Jones revealed she was undergoing dehydration training and had not eaten or drank for two days while preparing for a weigh-in ahead of the European Championship.

She was reminded of the potential repercussions of missing a test five times by a doping control officer, but signed a document stating she could not provide a sample.

UK Anti-Doping, taking into account the view of a consultant psychiatrist, accepted she suffered a “loss of cognitive capacity” and bore “no fault or negligence for her refusal or failure to submit to her sample collection”.

“I said straight away [to the doping control officer], you have to come with me [to a dehydration bath], I need to lose the weight. But basically, she did not know if she could come or not,” Jones added.

“There was a lot of stress, I was waiting, and I needed to go and dehydrate and weigh in. I was stressed and I was not in the right mind. I had this thought that you could miss three [tests]. So, I was very lucky they looked into it and seen I wasn’t in the wrong.

“I signed a piece of paper. But I didn’t know what I was signing. I was fully dehydrated. I hadn’t drunk and wasn’t in the right mind to sign it.”

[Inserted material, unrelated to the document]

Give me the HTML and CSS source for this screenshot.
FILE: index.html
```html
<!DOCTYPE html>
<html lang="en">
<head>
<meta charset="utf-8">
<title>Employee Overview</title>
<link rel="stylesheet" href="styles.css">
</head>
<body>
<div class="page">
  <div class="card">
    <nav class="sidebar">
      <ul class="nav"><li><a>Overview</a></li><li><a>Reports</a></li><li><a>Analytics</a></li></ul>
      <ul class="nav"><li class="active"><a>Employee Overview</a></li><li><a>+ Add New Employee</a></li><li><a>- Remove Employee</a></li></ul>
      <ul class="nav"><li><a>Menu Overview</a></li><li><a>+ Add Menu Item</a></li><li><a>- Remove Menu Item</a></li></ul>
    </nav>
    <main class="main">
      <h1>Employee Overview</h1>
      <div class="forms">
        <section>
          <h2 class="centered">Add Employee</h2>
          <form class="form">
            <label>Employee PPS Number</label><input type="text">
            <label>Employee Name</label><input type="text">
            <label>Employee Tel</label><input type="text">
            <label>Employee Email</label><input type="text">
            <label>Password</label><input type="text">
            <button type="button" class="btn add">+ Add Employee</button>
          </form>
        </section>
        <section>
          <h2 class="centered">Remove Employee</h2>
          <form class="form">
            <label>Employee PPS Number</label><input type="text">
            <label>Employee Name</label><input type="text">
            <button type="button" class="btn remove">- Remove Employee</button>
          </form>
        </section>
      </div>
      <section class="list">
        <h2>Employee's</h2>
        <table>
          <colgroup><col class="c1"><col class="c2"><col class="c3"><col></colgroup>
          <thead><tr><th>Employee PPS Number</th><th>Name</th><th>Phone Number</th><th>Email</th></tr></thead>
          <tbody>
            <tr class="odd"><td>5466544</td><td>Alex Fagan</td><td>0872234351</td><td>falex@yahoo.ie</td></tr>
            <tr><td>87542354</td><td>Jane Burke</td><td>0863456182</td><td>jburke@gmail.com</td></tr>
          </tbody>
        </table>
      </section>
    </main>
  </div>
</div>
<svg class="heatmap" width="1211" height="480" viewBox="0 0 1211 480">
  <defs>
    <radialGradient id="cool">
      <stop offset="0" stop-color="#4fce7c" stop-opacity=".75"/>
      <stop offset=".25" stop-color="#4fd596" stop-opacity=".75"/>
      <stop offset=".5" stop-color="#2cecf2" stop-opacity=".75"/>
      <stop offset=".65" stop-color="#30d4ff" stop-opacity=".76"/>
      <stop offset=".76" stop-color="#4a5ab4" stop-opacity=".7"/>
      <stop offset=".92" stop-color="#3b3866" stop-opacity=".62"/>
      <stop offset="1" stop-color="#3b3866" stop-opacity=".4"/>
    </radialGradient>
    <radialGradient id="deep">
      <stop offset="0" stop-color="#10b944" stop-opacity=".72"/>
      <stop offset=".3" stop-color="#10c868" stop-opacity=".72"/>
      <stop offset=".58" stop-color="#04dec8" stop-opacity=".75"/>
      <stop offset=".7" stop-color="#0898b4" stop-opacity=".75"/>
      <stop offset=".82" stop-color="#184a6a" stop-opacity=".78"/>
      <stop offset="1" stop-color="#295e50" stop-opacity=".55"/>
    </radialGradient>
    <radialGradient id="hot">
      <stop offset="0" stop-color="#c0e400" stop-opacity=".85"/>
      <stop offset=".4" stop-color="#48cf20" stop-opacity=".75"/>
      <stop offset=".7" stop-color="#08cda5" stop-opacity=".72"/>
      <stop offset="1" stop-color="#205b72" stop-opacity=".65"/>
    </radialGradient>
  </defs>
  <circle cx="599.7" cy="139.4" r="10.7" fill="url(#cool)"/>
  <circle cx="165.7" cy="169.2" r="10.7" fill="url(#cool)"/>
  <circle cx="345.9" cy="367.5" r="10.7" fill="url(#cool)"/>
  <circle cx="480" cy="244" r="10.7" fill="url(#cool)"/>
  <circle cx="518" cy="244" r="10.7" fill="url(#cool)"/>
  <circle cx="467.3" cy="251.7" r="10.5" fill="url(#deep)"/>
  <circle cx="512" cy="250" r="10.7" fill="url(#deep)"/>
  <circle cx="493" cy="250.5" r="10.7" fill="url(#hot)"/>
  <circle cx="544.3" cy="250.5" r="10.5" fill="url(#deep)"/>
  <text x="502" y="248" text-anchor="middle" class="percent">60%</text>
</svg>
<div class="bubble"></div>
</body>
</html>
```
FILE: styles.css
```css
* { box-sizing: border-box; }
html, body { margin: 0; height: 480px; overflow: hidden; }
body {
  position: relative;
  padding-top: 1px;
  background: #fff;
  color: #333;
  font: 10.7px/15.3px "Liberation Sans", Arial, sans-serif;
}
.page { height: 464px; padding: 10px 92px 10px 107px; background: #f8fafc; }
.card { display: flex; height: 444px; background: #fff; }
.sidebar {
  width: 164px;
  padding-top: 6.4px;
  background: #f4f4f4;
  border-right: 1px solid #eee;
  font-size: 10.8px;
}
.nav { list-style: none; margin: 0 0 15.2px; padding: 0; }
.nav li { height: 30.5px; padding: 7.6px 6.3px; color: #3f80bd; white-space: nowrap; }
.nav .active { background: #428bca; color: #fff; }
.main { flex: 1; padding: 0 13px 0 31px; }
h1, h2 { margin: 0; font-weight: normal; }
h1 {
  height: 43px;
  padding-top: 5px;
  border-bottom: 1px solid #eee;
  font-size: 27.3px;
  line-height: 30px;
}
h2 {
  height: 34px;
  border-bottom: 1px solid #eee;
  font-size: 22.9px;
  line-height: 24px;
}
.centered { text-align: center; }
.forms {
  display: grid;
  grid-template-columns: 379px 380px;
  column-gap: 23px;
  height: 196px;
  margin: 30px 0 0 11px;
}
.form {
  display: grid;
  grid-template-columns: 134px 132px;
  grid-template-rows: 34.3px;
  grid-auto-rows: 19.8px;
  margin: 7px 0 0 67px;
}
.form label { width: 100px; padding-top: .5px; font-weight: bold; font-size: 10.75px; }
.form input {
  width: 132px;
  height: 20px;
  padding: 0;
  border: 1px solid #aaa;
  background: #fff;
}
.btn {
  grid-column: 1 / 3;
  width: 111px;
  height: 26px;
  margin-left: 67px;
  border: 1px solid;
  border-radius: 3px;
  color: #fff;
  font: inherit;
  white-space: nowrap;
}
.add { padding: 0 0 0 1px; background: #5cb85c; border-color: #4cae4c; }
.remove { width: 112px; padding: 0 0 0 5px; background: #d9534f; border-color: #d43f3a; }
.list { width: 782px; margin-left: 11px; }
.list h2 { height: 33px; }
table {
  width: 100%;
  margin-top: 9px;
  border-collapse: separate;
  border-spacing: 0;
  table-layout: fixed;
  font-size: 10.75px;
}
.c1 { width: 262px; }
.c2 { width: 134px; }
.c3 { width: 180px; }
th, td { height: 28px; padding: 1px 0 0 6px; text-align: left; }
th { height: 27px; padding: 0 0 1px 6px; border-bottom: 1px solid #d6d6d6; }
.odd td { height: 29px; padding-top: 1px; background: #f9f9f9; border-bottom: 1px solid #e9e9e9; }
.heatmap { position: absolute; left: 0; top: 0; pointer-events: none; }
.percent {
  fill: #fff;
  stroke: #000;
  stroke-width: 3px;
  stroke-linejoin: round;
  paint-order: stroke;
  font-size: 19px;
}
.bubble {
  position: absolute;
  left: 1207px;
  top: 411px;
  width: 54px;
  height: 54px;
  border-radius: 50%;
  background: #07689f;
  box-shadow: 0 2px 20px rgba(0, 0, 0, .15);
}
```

Jones, who won Olympic gold at both London 2012 and Rio four years later, did provide a sample to a different tester 12 hours later, which came back negative.

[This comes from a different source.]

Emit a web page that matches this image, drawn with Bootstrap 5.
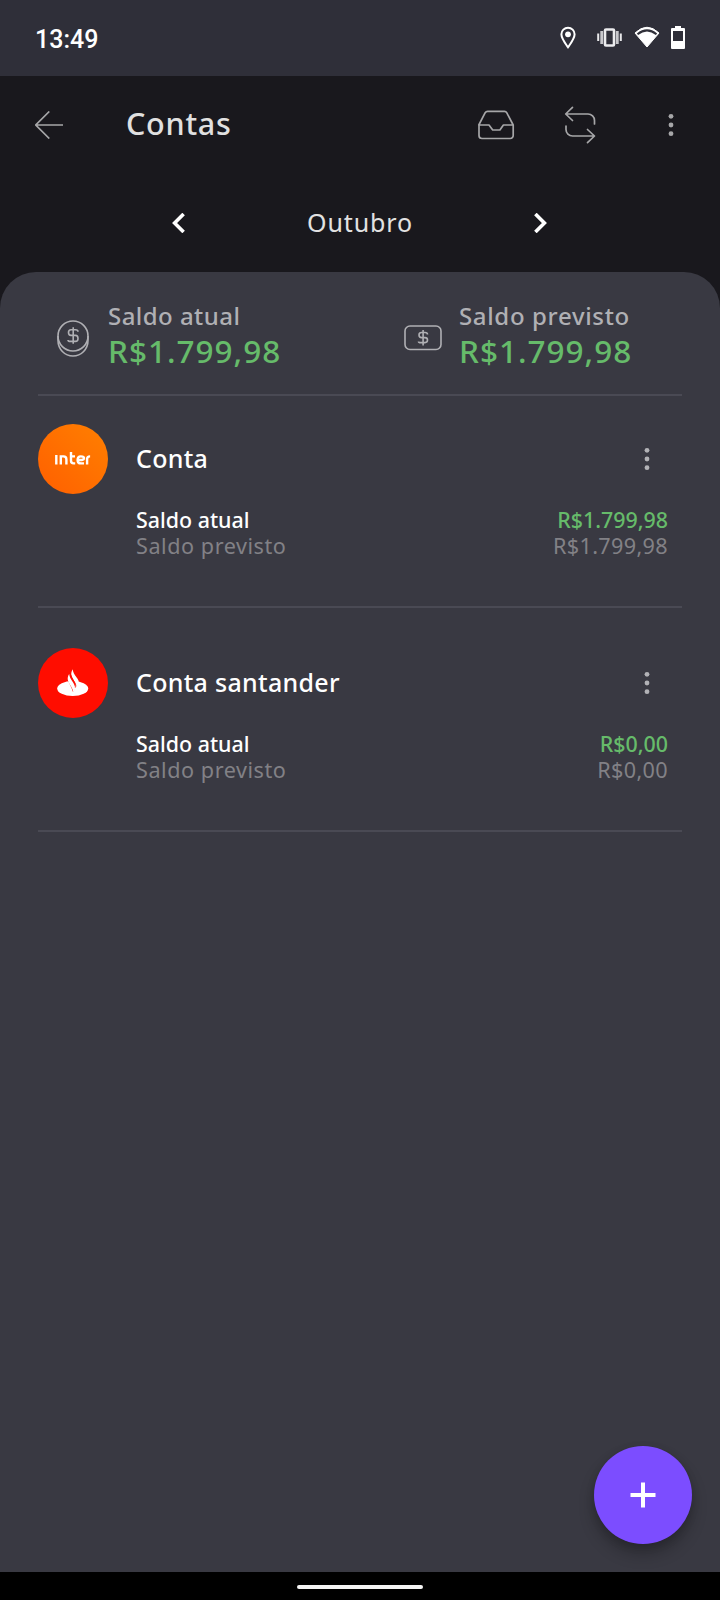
<!DOCTYPE html>
<html lang="pt-BR">
<head>
<meta charset="utf-8">
<meta name="viewport" content="width=device-width, initial-scale=1">
<title>Contas</title>
<link href="https://cdn.jsdelivr.net/npm/bootstrap@5.3.0/dist/css/bootstrap.min.css" rel="stylesheet">
<style>
  body { background: #19181d; color: #fff; font-family: "Noto Sans", sans-serif; height: 1600px; overflow: hidden; }
  svg { display: block; flex: none; }
  .screen { width: 720px; height: 1600px; }
  .status-bar { height: 76px; background: #2f2f39; padding: 0 34px 0 35px; }
  .clock { font: 500 25px/28px Roboto, sans-serif; padding-top: 4px; }
  .toolbar { height: 97px; padding: 0 41px 0 35px; color: #a6a6a8; }
  .page-title { font-weight: 500; font-size: 30.5px; line-height: 40px; letter-spacing: .75px; color: #e0e0e0; margin: 0 0 3px 63px; }
  .month-row { height: 99px; padding: 0 173px 0 172px; }
  .month-name { font-size: 25px; line-height: 32px; letter-spacing: .9px; color: #e2e2e2; margin: 0 0 2px 1px; }
  .panel { background: #393942; border-radius: 36px 36px 0 0; padding: 0 38px; }
  .summary { height: 124px; border-bottom: 2px solid #4a4a54; color: #b0b0b4; }
  .summary-now { padding: 29px 0 0 19px; }
  .summary-expected { padding: 29px 0 0 44px; }
  .coin { margin: 19px 19px 0 0; }
  .bill { margin: 24px 17px 0 0; }
  .summary-label { font-weight: 500; font-size: 24px; line-height: 30px; letter-spacing: .65px; }
  .summary-now .summary-label { letter-spacing: .45px; }
  .summary-value { font-weight: 500; font-size: 31.5px; line-height: 40px; letter-spacing: 1px; color: #66bb6a; }
  .account { border-bottom: 2px solid #4a4a54; }
  .account-first { height: 212px; padding-top: 28px; }
  .account-next { height: 224px; padding-top: 40px; }
  .account-name { font-weight: 500; font-size: 25px; line-height: 34px; letter-spacing: .3px; margin-bottom: 2px; }
  .bank-logo { width: 70px; height: 70px; margin-right: 28px; }
  .more { margin-right: 32px; }
  .balances { padding: 13px 14px 0 98px; font-size: 21.6px; line-height: 26px; }
  .now { font-weight: 500; font-size: 21.4px; }
  .expected { color: #828186; letter-spacing: .55px; }
  .expected .amount { letter-spacing: .35px; }
  .green { color: #66bb6a; }
  .fab { width: 98px; height: 98px; right: 28px; bottom: 28px; background: #7c4dff; border: 0; box-shadow: 0 10px 16px rgba(0,0,0,.24), 0 3px 8px rgba(0,0,0,.12); }
  .nav-strip { height: 28px; background: #000; padding-top: 2px; }
  .home-pill { width: 126px; height: 4px; background: #f5f5f5; }
</style>
</head>
<body>
<div class="screen d-flex flex-column">
  <div class="status-bar d-flex align-items-center justify-content-between">
    <span class="clock">13:49</span>
    <svg width="130" height="28" viewBox="556 24 130 28" fill="none" stroke="#fff">
      <path d="M568 47.3C565 43 561.4 38.500 561.400 34.300a6.600 6.600 0 0 1 13.200 0C574.600 38.500 571 43 568 47.300Z" stroke-width="2"/>
      <circle cx="568" cy="34.300" r="2.900" fill="#fff" stroke="none"/>
      <rect x="605" y="29.500" width="9" height="16" rx="1" stroke="#ececee" stroke-width="2.600"/>
      <path d="M601.700 31v13M617.300 31v13" stroke="#c8c8cc" stroke-width="2.800"/>
      <path d="M598.200 33.500v7.500M620.800 33.500v7.500" stroke="#e8e8ea" stroke-width="2"/>
      <path d="M635 33Q647 21.500 659 33L647 47Z" fill="#fff" stroke-width="1"/>
      <path d="M637.500 34.300Q647 26.500 656.500 34.300" stroke="#2f2f39" stroke-width="2"/>
      <path d="M675 26h6v2h3a1 1 0 0 1 1 1v19a1 1 0 0 1-1 1h-12a1 1 0 0 1-1-1V29a1 1 0 0 1 1-1h3ZM673 31v10h10V31Z" fill="#fff" fill-rule="evenodd" stroke="none"/>
    </svg>
  </div>

  <header class="toolbar d-flex align-items-center">
    <svg width="28" height="28" viewBox="0 0 28 28" fill="none" stroke="currentColor" stroke-width="1.700"><path d="M28 14H1M14.300 .500.800 14l13.500 13.500"/></svg>
    <h1 class="page-title">Contas</h1>
    <svg class="ms-auto" width="202" height="40" viewBox="477 105 202 40" fill="none" stroke="currentColor" stroke-width="1.700" stroke-linejoin="round" stroke-linecap="round">
      <path d="M478.800 125 485.200 112.700Q486 111.400 487.500 111.400H504.500Q506 111.400 506.700 112.700L513.200 125V135.500a3 3 0 0 1-3 3H482a3 3 0 0 1-3-3V125H489l3.700 5h7.200l3.500-5h9.600"/>
      <path d="M572.500 107.300 565.700 114l6.800 6.500M566 114h22a6.500 6.500 0 0 1 6.500 6.500V124M566 126v3.500a6.500 6.500 0 0 0 6.500 6.500H594M587.500 129.500l7 6.500-7 6.700"/>
      <g fill="currentColor" stroke="none"><circle cx="671" cy="116.300" r="2.400"/><circle cx="671" cy="125" r="2.400"/><circle cx="671" cy="133.700" r="2.400"/></g>
    </svg>
  </header>

  <nav class="month-row d-flex align-items-center justify-content-between">
    <svg width="13" height="20" viewBox="0 0 13 20" fill="none" stroke="#fff" stroke-width="3.600"><path d="M11.600 1 2.600 10l9 9"/></svg>
    <span class="month-name">Outubro</span>
    <svg width="13" height="20" viewBox="0 0 13 20" fill="none" stroke="#fff" stroke-width="3.600"><path d="m1.400 1 9 9-9 9"/></svg>
  </nav>

  <main class="panel flex-grow-1 position-relative">
    <section class="summary row gx-0">
      <div class="summary-now col-6 d-flex">
        <svg class="coin" width="32" height="37" viewBox="57 319 32 37" fill="none" stroke="currentColor" stroke-width="1.600">
          <circle cx="73" cy="335" r="15"/><path d="M58 335v4.500a15 15.500 0 0 0 30 0V335"/>
          <path d="M78 331.500q0-2-2.500-2H71q-2.500 0-2.500 2.800t2.500 2.900h4.500q2.500 0 2.500 3t-2.500 3h-5q-2.500 0-2.500-1.500M73.200 327v16.500" transform="translate(0 -.8)"/>
        </svg>
        <div><div class="summary-label">Saldo atual</div><div class="summary-value">R$1.799,98</div></div>
      </div>
      <div class="summary-expected col-6 d-flex">
        <svg class="bill" width="38" height="26" viewBox="404 325 38 26" fill="none" stroke="currentColor" stroke-width="1.600">
          <rect x="405" y="326" width="36" height="23.500" rx="5"/>
          <path d="M427.500 334.500q0-2-2.500-2h-3.500q-2.500 0-2.500 2.500t2.500 2.600h3.500q2.500 0 2.500 2.500t-2.500 2.500h-4q-2.500 0-2.500-1.200M423.100 330v15.500"/>
        </svg>
        <div><div class="summary-label">Saldo previsto</div><div class="summary-value">R$1.799,98</div></div>
      </div>
    </section>

    <section class="account account-first">
      <div class="d-flex align-items-center">
        <svg class="bank-logo" viewBox="0 0 70 70">
          <defs><linearGradient id="interFill" x1="0" y1="1" x2="1" y2="0"><stop offset=".15" stop-color="#ff6400"/><stop offset=".85" stop-color="#ff7b00"/></linearGradient></defs>
          <circle cx="35" cy="35" r="35" fill="url(#interFill)"/>
          <path d="M18.300 31v9.500M22.800 40.500V32.400h2.700q2.900 0 2.900 3v5.100M33 28v8.800q0 2.600 2.600 2.600h1.600M32 32.400h5M46 39.400h-3.200q-3.200 0-3.200-3.500t3.200-3.500q3.200 0 3.200 1.700t-2.200 1.900h-3.700M49.100 40.500V35q0-2.600 3-2.600" fill="none" stroke="#fff" stroke-width="2.400"/>
        </svg>
        <span class="account-name">Conta</span>
        <svg class="more ms-auto" width="6" height="24" viewBox="0 0 6 24" fill="#b2b2b6"><circle cx="3" cy="3.300" r="2.400"/><circle cx="3" cy="12" r="2.400"/><circle cx="3" cy="20.700" r="2.400"/></svg>
      </div>
      <div class="balances">
        <div class="now d-flex justify-content-between"><span>Saldo atual</span><span class="green">R$1.799,98</span></div>
        <div class="expected d-flex justify-content-between"><span>Saldo previsto</span><span class="amount">R$1.799,98</span></div>
      </div>
    </section>

    <section class="account account-next">
      <div class="d-flex align-items-center">
        <svg class="bank-logo" viewBox="0 0 70 70">
          <circle cx="35" cy="35" r="35" fill="#ff0d00"/>
          <ellipse cx="34.700" cy="40.500" rx="15.500" ry="7.600" fill="#fff"/>
          <path d="M29.500 31.500h11.500v3l-1 4.500-5 5-1.500-4Z" fill="#ff0d00"/>
          <path d="M34.700 21.200c.2 3 1.700 5 3.400 7.500 2.200 3 3.300 5 3.300 8.300l-1.200 5-4.200 2 .4-5c1.800-1.500 1.300-3.500-.6-6.500-2.800-4.500-3.400-7.500-1.100-11.300Z" fill="#fff"/>
          <path d="M31.200 25.900c.2 3 1.600 5 3.400 7.800 2.800 4.300 3.500 7.500.8 10.700-.3-2.700-1.600-4.700-3.400-7.700-2.500-4-3.200-7.200-.8-10.800Z" fill="#fff"/>
          <path d="M32.700 27c1 3 3.300 6 4.500 8.500.7 1.500.7 3 .1 4" fill="none" stroke="#ff0d00" stroke-width="1"/>
        </svg>
        <span class="account-name">Conta santander</span>
        <svg class="more ms-auto" width="6" height="24" viewBox="0 0 6 24" fill="#b2b2b6"><circle cx="3" cy="3.300" r="2.400"/><circle cx="3" cy="12" r="2.400"/><circle cx="3" cy="20.700" r="2.400"/></svg>
      </div>
      <div class="balances">
        <div class="now d-flex justify-content-between"><span>Saldo atual</span><span class="green">R$0,00</span></div>
        <div class="expected d-flex justify-content-between"><span>Saldo previsto</span><span class="amount">R$0,00</span></div>
      </div>
    </section>

    <button class="fab position-absolute rounded-circle d-flex align-items-center justify-content-center p-0" type="button" aria-label="Adicionar">
      <svg width="26" height="26" viewBox="0 0 26 26" stroke="#fff" stroke-width="4"><path d="M13 .500v25M.500 13h25"/></svg>
    </button>
  </main>

  <footer class="nav-strip d-flex align-items-center justify-content-center"><div class="home-pill rounded-pill"></div></footer>
</div>
<script src="https://cdn.jsdelivr.net/npm/bootstrap@5.3.0/dist/js/bootstrap.bundle.min.js"></script>
</body>
</html>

She escaped a four-year ban and arrived in Paris looking to become a three-time champion. But her gold medal chances went up in smoke in the first round when she suffered a shock defeat to Miljana Reljikj.

She hung around to see if she would still have a shot at bronze through the repechage, but those chances disappeared when the North Macedonia lost in the quarterfinals.

The saga overshadowed Jones’ preparations for the Games, though she denied it influenced her performance.

The 31-year-old was seeded third for the Olympics but was on the back foot in the best-of-three encounter with 14th seed Reljiki straight away.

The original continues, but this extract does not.